Your client should be able to tell you their business strategy. If they don't have one, it's a good idea to have them think about that strategy a bit before starting to build a website. After all, the website doesn't drive the business strategy. The website is a piece of the puzzle of the implementation of the business strategy. You should ask your client some key questions about their business. What product or service are you selling? Who are your competitors? Who are your customers or clients? What is your competitive advantage in offering that product or service? Why are you better than your competitors? Where will your company be in five years? Does your company have a mission or vision statement, or do you have a statement of company values? How are you marketing your business? Notice not one of those questions had to do with the website or what shade of blue they'd like in the logo.
These are all fundamental questions to understanding a business. If your client has unclear services or ill-defined products, no idea who their competitors are and if they're not sure who's going to buy this product, a website isn't really going to help them at all. In fact, they're just throwing away their money. You'll also want to get a good sense of who your client is. Sometimes this is the business owner or senior manager. Sometimes it's the head of the marketing department and other times, it may be a committee of people.

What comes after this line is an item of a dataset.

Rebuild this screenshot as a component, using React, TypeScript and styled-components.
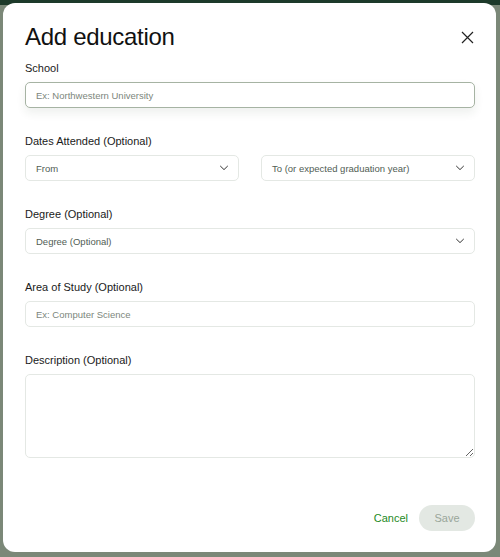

Understand where the website fits into their job priorities. Its unlikely the client hired you to build this site if they have a full-time IT staff or webmaster working for them. If it is a business owner who's just launching a business, they may not have the time to update the site regularly. They budget for maintaining the site as well as how much they have to spend on the initial site redesign and you'll want to understand who specifically will maintain that site and what their technical skill set is.
Understanding your client's business strategy will give you lots of insights into how a website should be constructed to market to potential customers and clients effectively. You'll better understand your client's strengths, which you can show in the best light while minimizing their weaknesses. You will start to think about good tools to include on the website that will be effectively used and will support that business strategy. You'll also get a sense of how much time is available to maintain a completed website. There is no sense in including technologies that require constant maintenance if they don't have time to keep them up-to-date.